「時期尚早」で運用中止となったJR東日本の顔認識システム
2021年9月21日、JR東日本は駅構内での顔認識技術を利用して刑務所出所者、仮出所者などの顔写真との照合する検知システムの稼働を中止すると発表した。
JR東は導入当初、JR東や乗客が被害者となった重大犯罪で服役した人や指名手配中の容疑者、うろつき行動を取るような不審者をターゲットすると発表していたが、出所者の顔情報を含んでいることは公表していなかった。
日本では顔認識技術を利用した公共空間での監視カメラの運用を規制する法令はない。従来、全国に設置されてきた監視カメラは防犯や犯罪の証拠としての利用という目的で運用されているが、これらについても自治体レベルの規制はあっても全国的な規制は存在しなかった。

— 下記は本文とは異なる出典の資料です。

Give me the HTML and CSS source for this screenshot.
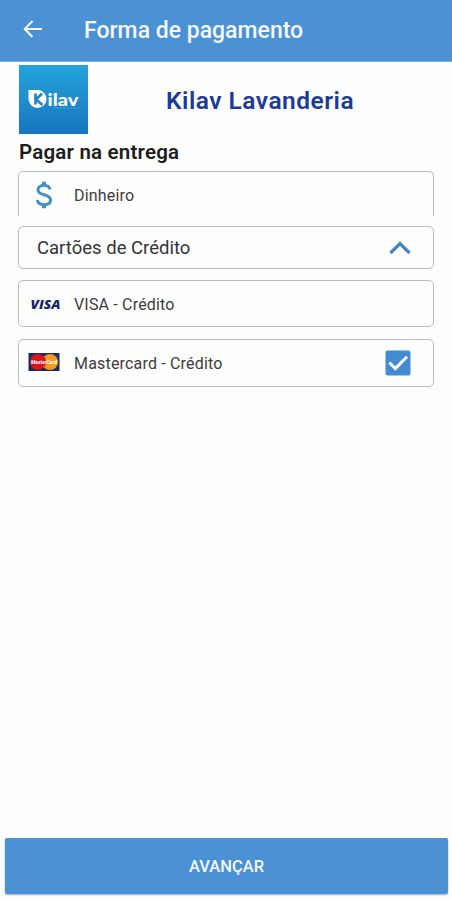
FILE: index.html
```html
<!DOCTYPE html>
<html lang="pt-BR">
<head>
<meta charset="utf-8">
<title>Forma de pagamento</title>
<link rel="stylesheet" href="styles.css">
</head>
<body>
<header class="bar">
  <svg class="back" width="20" height="20" viewBox="0 0 20 20"><path d="M19 10H2M9.500 2L1.700 10l7.800 8"/></svg>
  <h1 class="bar-title"><span>Forma de pagamento</span></h1>
</header>
<main class="content">
  <section class="store">
    <svg class="logo" width="69" height="69" viewBox="0 0 69 69">
      <defs><linearGradient id="sky" x1="0" y1="0" x2="0" y2="1"><stop offset="0" stop-color="#24a4dc"/><stop offset="1" stop-color="#1875bd"/></linearGradient></defs>
      <rect width="69" height="69" fill="url(#sky)"/>
      <path d="M9.500 25H19a9 9 0 1 1-9.500 9z" fill="#fff"/>
      <path d="M16.500 28.500v11M23 28.500l-6 6 6.500 5.500" fill="none" stroke="#1a86c6" stroke-width="2.600"/>
      <text class="logo-name" x="28.500" y="40.500" textLength="31" lengthAdjust="spacingAndGlyphs">ilav</text>
      <path d="M34 43h26" stroke="#79b9df" stroke-width="1" stroke-dasharray="2 1.500" opacity=".6"/>
    </svg>
    <h2 class="store-name"><span>Kilav Lavanderia</span></h2>
  </section>
  <h3 class="section-title"><span>Pagar na entrega</span></h3>
  <div class="option cash">
    <svg class="method" width="32" height="30" viewBox="0 0 32 30"><path class="dollar" d="M22 9.500C21.500 6.800 19.400 5.400 16 5.400c-3.700 0-6 1.700-6 4.500 0 6.300 12.600 3.400 12.600 10 0 2.900-2.500 4.700-6.300 4.700-4 0-6.500-1.700-7-4.700"/><path class="dollar-bar" d="M16 1.700v4M16 24v4.300"/></svg>
    <span class="label">Dinheiro</span>
  </div>
  <div class="option group">
    <span class="group-label">Cartões de Crédito</span>
    <svg class="chevron" width="22" height="14" viewBox="0 0 22 14"><path d="M1.500 12L11 2.500l9.500 9.500"/></svg>
  </div>
  <div class="option visa">
    <svg class="method" width="32" height="20" viewBox="0 0 32 20"><text class="visa-mark" x="2.500" y="14.500" textLength="30" lengthAdjust="spacingAndGlyphs">VISA</text></svg>
    <span class="label">VISA - Crédito</span>
  </div>
  <div class="option master">
    <svg class="method" width="32" height="20" viewBox="0 0 32 20"><rect x=".5" y="0" width="31" height="18" fill="#1d2a5c"/><circle cx="22" cy="9" r="8" fill="#f49a23"/><circle cx="10" cy="9" r="8" fill="#d7141f"/><path d="M15.500 4.500h2M15 13.500h3" stroke="#e5661f"/><text class="mc-mark" x="3" y="11" textLength="26" lengthAdjust="spacingAndGlyphs">MasterCard</text></svg>
    <span class="label">Mastercard - Crédito</span>
    <svg class="check" width="26" height="26" viewBox="0 0 26 26"><rect x=".5" y=".5" width="25" height="25" rx="2" fill="#428bd0"/><path d="M4.300 12.500l6 6L22 6.700"/></svg>
  </div>
</main>
<button class="next" type="button"><span>AVANÇAR</span></button>
</body>
</html>
```
FILE: styles.css
```css
* { box-sizing: border-box; }
body {
  margin: 0;
  height: 900px;
  display: flex;
  flex-direction: column;
  background: #fefefe;
  font-family: Roboto, "Liberation Sans", sans-serif;
  color: #222;
}
h1, h2, h3 { margin: 0; white-space: nowrap; }
.bar {
  height: 62px;
  flex: none;
  display: flex;
  align-items: center;
  padding-left: 23px;
  background: #4b91d3;
  border-bottom: 1px solid #7faed5;
}
.back { margin-bottom: 3px; }
.back path { fill: none; stroke: #f4fafd; stroke-width: 2; }
.bar-title {
  margin-left: 41px;
  font-size: 23px;
  font-weight: 500;
  color: #f3f9fd;
}
.content {
  flex: 1;
  padding: 3px 18px 0 18px;
  display: flex;
  flex-direction: column;
}
.store { display: flex; align-items: center; height: 69px; }
.logo { margin-left: 1px; flex: none; }
.logo-name { font: 900 17px Lato, sans-serif; fill: #fff; }
.store-name {
  flex: 1;
  padding: 2px 0 0 78px;
  font-size: 24.500px;
  font-weight: 600;
  letter-spacing: .5px;
  color: #1b3b97;
}
.section-title {
  height: 37px;
  line-height: 37px;
  padding-left: 1px;
  font-size: 20.500px;
  font-weight: 600;
  letter-spacing: .2px;
  color: #1c1c1c;
}
.option {
  display: flex;
  align-items: center;
  border: 1.500px solid #bdbdbd;
  border-radius: 5px;
  padding-left: 9px;
}
.method { flex: none; margin-right: 14px; }
.label { font-size: 16px; letter-spacing: .18px; color: #3c3c3c; white-space: nowrap; }
.cash {
  height: 45px;
  border-bottom: 0;
  border-radius: 5px 5px 0 0;
  padding-top: 2px;
}
.dollar, .dollar-bar { fill: none; stroke: #428fc9; stroke-width: 2.900; }
.dollar-bar { stroke-width: 4; }
.group { height: 43px; margin-top: 10px; padding-left: 18px; }
.group-label { font-size: 18.500px; color: #333; padding-top: 1px; }
.chevron { margin-left: auto; margin-right: 22px; }
.chevron path { fill: none; stroke: #4585c3; stroke-width: 3.200; }
.visa { height: 47px; margin-top: 11px; padding-top: 1px; }
.visa-mark { font: italic 800 13px "Open Sans", sans-serif; fill: #192664; }
.master { height: 48px; margin-top: 12px; }
.mc-mark { font: italic 700 5.500px Roboto, sans-serif; fill: #fff; }
.check { margin-left: auto; margin-right: 22px; }
.check path { fill: none; stroke: #fff; stroke-width: 3; }
.next {
  flex: none;
  height: 56px;
  margin: 0 4px 6px 5px;
  padding: 1px 0 0;
  border: 0;
  border-radius: 2px;
  background: #4b91d3;
  box-shadow: 0 1px 2px #9caebc;
  font: 500 16.500px Roboto, sans-serif;
  color: #f3f9fd;
}
```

JR東は「(公共空間での顔認識技術利用の)明確なルールがなく、時期尚早と判断した」とコメントしているが、今回は海外の規制動向などを含めた報道によって中止に追い込まれたもので、日本におけるルール整備の遅れを露呈することとなった。
顔認識技術とはAIを利用して初めて実施可能なものであり、従来型の監視カメラはもっぱら記録と犯罪抑止が狙いであるため設置目的も技術内容も異なっている。膨大な顔情報データとカメラに映った人物の顔情報との照合を瞬時にコンピュータが行う新たな人物同定技術だ。
本稿では、今回問題とされた顔認識技術の公共空間における利用の是非や、規制枠組みを検討したい。
なお、本稿では人物同定型の技術を「顔認識」と呼び、しばしば混同される本人認証型の技術「顔認証」と区別している。
JR東のシステムでは利用者が駅構内に立ち入る際に同社から“認証”されていたわけではなく、何らかのデータと利用者の顔情報が照合・識別されていた。つまり、その“何らかのデータ”はどこから集められ、何のために使われ、そして誰がそれを決めて誰が責任を持つか、といったことが今回の騒動で問われている。